WORK TO DO: Return the material word for word. Do not include the pictures.

[Records with interface code]

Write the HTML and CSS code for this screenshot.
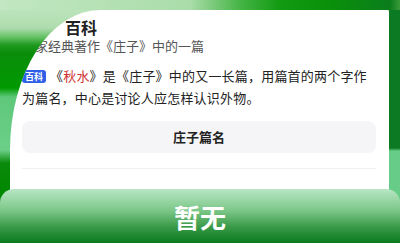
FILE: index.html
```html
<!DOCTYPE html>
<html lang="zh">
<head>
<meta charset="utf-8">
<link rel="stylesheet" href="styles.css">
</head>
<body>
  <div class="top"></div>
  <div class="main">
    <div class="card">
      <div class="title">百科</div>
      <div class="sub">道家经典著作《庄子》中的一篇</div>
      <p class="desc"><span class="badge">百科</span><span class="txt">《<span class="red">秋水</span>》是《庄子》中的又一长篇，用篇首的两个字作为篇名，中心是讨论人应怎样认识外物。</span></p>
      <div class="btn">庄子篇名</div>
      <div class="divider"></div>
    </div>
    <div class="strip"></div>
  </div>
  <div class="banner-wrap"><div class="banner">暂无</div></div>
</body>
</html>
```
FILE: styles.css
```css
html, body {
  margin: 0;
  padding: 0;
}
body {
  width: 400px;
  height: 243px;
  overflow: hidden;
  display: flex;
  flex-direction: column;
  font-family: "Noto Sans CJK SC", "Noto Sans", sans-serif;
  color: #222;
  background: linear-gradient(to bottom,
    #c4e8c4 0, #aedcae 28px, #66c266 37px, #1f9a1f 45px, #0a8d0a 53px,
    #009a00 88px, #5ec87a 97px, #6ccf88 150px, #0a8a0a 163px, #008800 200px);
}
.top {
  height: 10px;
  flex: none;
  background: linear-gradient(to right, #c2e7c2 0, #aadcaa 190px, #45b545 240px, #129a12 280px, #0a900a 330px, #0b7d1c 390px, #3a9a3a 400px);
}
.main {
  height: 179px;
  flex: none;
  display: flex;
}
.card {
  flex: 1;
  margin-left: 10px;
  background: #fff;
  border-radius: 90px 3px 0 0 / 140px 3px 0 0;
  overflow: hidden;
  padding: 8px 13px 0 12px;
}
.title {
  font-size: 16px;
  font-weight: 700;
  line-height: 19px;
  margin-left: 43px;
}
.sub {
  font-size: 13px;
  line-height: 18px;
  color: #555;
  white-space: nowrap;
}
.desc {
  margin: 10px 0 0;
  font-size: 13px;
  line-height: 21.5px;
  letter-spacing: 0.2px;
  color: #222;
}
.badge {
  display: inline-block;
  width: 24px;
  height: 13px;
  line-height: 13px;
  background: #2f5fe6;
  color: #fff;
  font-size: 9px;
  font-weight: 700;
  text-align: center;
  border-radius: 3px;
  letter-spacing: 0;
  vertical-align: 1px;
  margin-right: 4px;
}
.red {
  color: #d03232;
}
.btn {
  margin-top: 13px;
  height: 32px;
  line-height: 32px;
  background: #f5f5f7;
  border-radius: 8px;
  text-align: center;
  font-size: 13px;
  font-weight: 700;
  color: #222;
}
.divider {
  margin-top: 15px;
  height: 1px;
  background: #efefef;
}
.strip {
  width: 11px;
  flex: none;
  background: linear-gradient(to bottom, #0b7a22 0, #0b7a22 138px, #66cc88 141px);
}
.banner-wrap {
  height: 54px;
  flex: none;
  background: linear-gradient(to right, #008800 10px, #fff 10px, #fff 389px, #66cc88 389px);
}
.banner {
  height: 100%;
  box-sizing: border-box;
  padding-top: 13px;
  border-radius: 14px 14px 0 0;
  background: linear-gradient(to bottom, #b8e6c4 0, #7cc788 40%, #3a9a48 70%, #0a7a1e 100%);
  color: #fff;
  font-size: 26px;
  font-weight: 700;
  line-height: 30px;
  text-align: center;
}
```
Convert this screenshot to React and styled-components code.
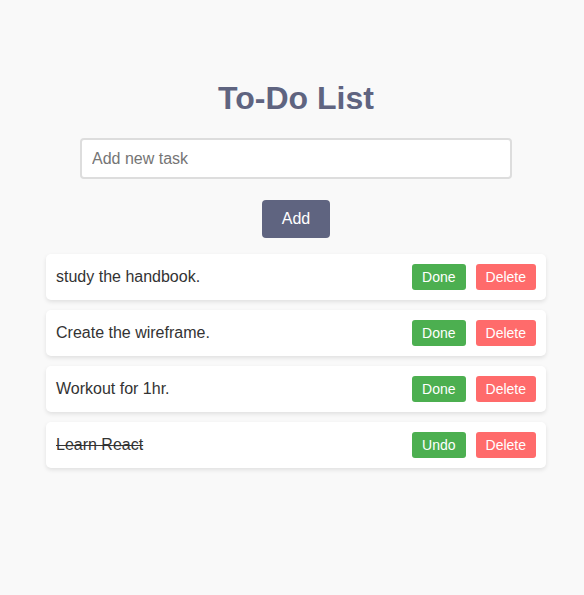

PROBLEM SOLUTION:
Write the HTML and CSS code for this screenshot.
FILE: index.html
```html
<!DOCTYPE html>
<html lang="zh">
<head>
<meta charset="utf-8">
<link rel="stylesheet" href="styles.css">
</head>
<body>
  <div class="top"></div>
  <div class="main">
    <div class="card">
      <div class="title">百科</div>
      <div class="sub">道家经典著作《庄子》中的一篇</div>
      <p class="desc"><span class="badge">百科</span><span class="txt">《<span class="red">秋水</span>》是《庄子》中的又一长篇，用篇首的两个字作为篇名，中心是讨论人应怎样认识外物。</span></p>
      <div class="btn">庄子篇名</div>
      <div class="divider"></div>
    </div>
    <div class="strip"></div>
  </div>
  <div class="banner-wrap"><div class="banner">暂无</div></div>
</body>
</html>
```
FILE: styles.css
```css
html, body {
  margin: 0;
  padding: 0;
}
body {
  width: 400px;
  height: 243px;
  overflow: hidden;
  display: flex;
  flex-direction: column;
  font-family: "Noto Sans CJK SC", "Noto Sans", sans-serif;
  color: #222;
  background: linear-gradient(to bottom,
    #c4e8c4 0, #aedcae 28px, #66c266 37px, #1f9a1f 45px, #0a8d0a 53px,
    #009a00 88px, #5ec87a 97px, #6ccf88 150px, #0a8a0a 163px, #008800 200px);
}
.top {
  height: 10px;
  flex: none;
  background: linear-gradient(to right, #c2e7c2 0, #aadcaa 190px, #45b545 240px, #129a12 280px, #0a900a 330px, #0b7d1c 390px, #3a9a3a 400px);
}
.main {
  height: 179px;
  flex: none;
  display: flex;
}
.card {
  flex: 1;
  margin-left: 10px;
  background: #fff;
  border-radius: 90px 3px 0 0 / 140px 3px 0 0;
  overflow: hidden;
  padding: 8px 13px 0 12px;
}
.title {
  font-size: 16px;
  font-weight: 700;
  line-height: 19px;
  margin-left: 43px;
}
.sub {
  font-size: 13px;
  line-height: 18px;
  color: #555;
  white-space: nowrap;
}
.desc {
  margin: 10px 0 0;
  font-size: 13px;
  line-height: 21.5px;
  letter-spacing: 0.2px;
  color: #222;
}
.badge {
  display: inline-block;
  width: 24px;
  height: 13px;
  line-height: 13px;
  background: #2f5fe6;
  color: #fff;
  font-size: 9px;
  font-weight: 700;
  text-align: center;
  border-radius: 3px;
  letter-spacing: 0;
  vertical-align: 1px;
  margin-right: 4px;
}
.red {
  color: #d03232;
}
.btn {
  margin-top: 13px;
  height: 32px;
  line-height: 32px;
  background: #f5f5f7;
  border-radius: 8px;
  text-align: center;
  font-size: 13px;
  font-weight: 700;
  color: #222;
}
.divider {
  margin-top: 15px;
  height: 1px;
  background: #efefef;
}
.strip {
  width: 11px;
  flex: none;
  background: linear-gradient(to bottom, #0b7a22 0, #0b7a22 138px, #66cc88 141px);
}
.banner-wrap {
  height: 54px;
  flex: none;
  background: linear-gradient(to right, #008800 10px, #fff 10px, #fff 389px, #66cc88 389px);
}
.banner {
  height: 100%;
  box-sizing: border-box;
  padding-top: 13px;
  border-radius: 14px 14px 0 0;
  background: linear-gradient(to bottom, #b8e6c4 0, #7cc788 40%, #3a9a48 70%, #0a7a1e 100%);
  color: #fff;
  font-size: 26px;
  font-weight: 700;
  line-height: 30px;
  text-align: center;
}
```
Convert this screenshot to React and styled-components code.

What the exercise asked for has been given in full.